Regia di Hisayasu Sato vedi scheda film
Garantire al genere umano l'estasi eterna: è questo il sogno che Eiji insegue da sempre. Ragazzo occhialuto solitario e geniale, cresciuto senza amici e con il mito di un padre mai conosciuto perché misteriosamente scomparso prima che lui nascesse, scienziato considerato un po' pazzo dalla sua stessa moglie (scienziata anch'essa) perché cocciutamente proteso alla ricerca di una strada per l'immortalità, Eiji si distingue sin da piccolo per la predilezione per le arti matematiche e gli esperimenti chimici, giungendo, alla precocissima età di diciassette anni, a sintetizzare tra le quattro pareti della propria stanza l'analgesico definitivo, in grado, agendo sulle endorfine, di alleviare il dolore fino a trasformarlo in piacere, e di tramutare quindi, a suo dire, la sofferenza in gioia e la tristezza in felicità.
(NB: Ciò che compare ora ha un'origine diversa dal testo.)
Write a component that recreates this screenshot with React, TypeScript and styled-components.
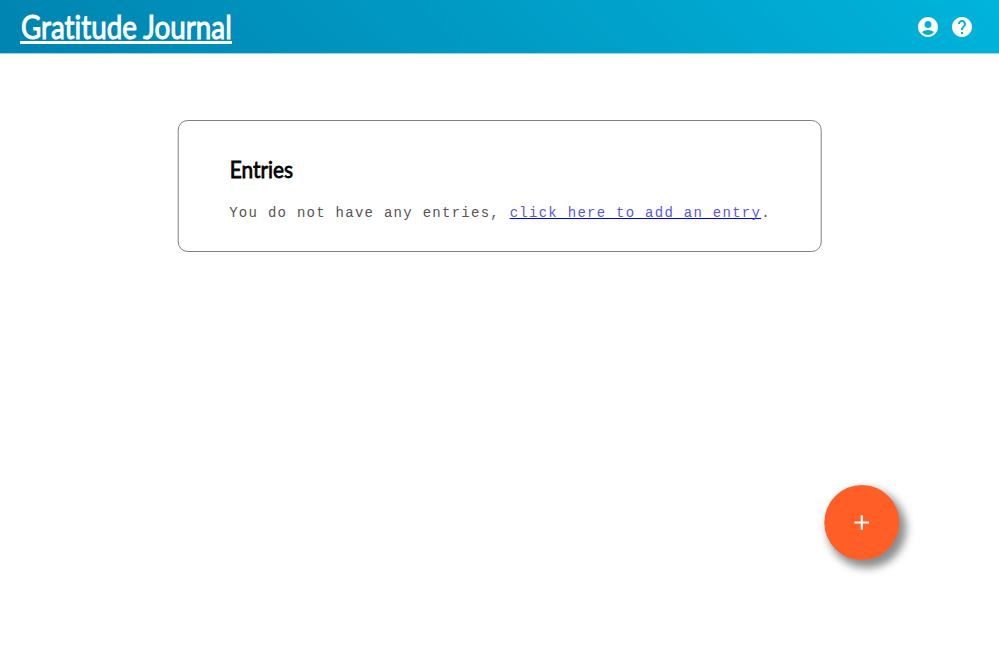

Sicuro di avere tra le mani la soluzione a tutti i mali del mondo, decide di provarla su tre pazienti della madre, tre ragazze ignare che, volontariamente, si sono rese disponibili per il test di un nuovo contraccettivo da lei creato. Aggiunto furtivamente il "MySon" (questo il nome del farmaco) alle flebo loro destinate, le pedina spostandosi in bicicletta e le spia riprendendole con la sua inseparabile videocamera allo scopo di osservare da vicino gli effetti della cura: ma ciò a cui assisterà saranno degenerazioni psichico/sensoriali devastanti e ben distanti dall'utopia che s'era illuso d'aver realizzato.
Girato in digitale nel 1995 da Hisayasu Sato, Naked Blood è un horror sperimentale dai dialoghi scarni ma la tensione crescente, che in meno di 80 minuti riesce a coniugare in maniera singolare e feroce lo splatter con una riflessione sulla solitudine della condizione umana e sul dolore come elemento fondante ed inestirpabile di ogni esperienza di vita.
Il regista mostra con inquietante leggerezza la messa in atto dei piani del piccolo chimico protagonista e studia con straniante freddezza le peculiarità delle tre cavie, una ossessionata dalla cura del corpo e dagli ornamenti di bellezza, un'altra dal cibo e dalla cucina, e l'ultima dai rumori di tutte le piccole creature del pianeta (piante comprese), che sente parlare (ma non comprende) da quando lo shock del primo ciclo mestruale l'ha resa insonne e dotata di un udito ipersensibile; Sato sceglie un passo contemplativo e rassicurante, lasciando al siero il tempo di insinuarsi nei loro organismi fino ad attecchire e generare incontrollabili compulsioni violente, quindi alterna in crescendo allucinazioni autoindotte ad agghiaccianti episodi di autoflagellazione ed autocannibalismo, incursioni nel surreale a morti efferate, mantenendo tuttavia uno stile di regia glaciale e distante, ed accompagnando il tutto a suoni di tastiera (di Kimitake Hiraoka) psichedelici e sinistri.
Sorretto dalla sceneggiatura semplice ma affatto banale di Taketoshi Watari, capace di mescolare cactus e realtà virtuale come di dare un senso di perversa poesia ad uno sgozzamento, Naked Blood è un film estremo in cui il dolore non fa soffrire ma godere, è un mondo di individui soli condannati ad annientarsi da sé, è la società del benessere che si tortura e si divora.
Figlio di un'urgenza comunicativa palese, Naked Blood pecca di qualche incongruenza evidente nelle scene più gore, con falangi ingoiate che miracolosamente ricrescono o ferite di coltello che sprizzano sangue e poi scompaiono: errori senz'altro evitabili, che però non scalfiscono il valore complessivo dell'opera né adombrano l'indubbia efficacia dei trucchi di Yûichi Matsui.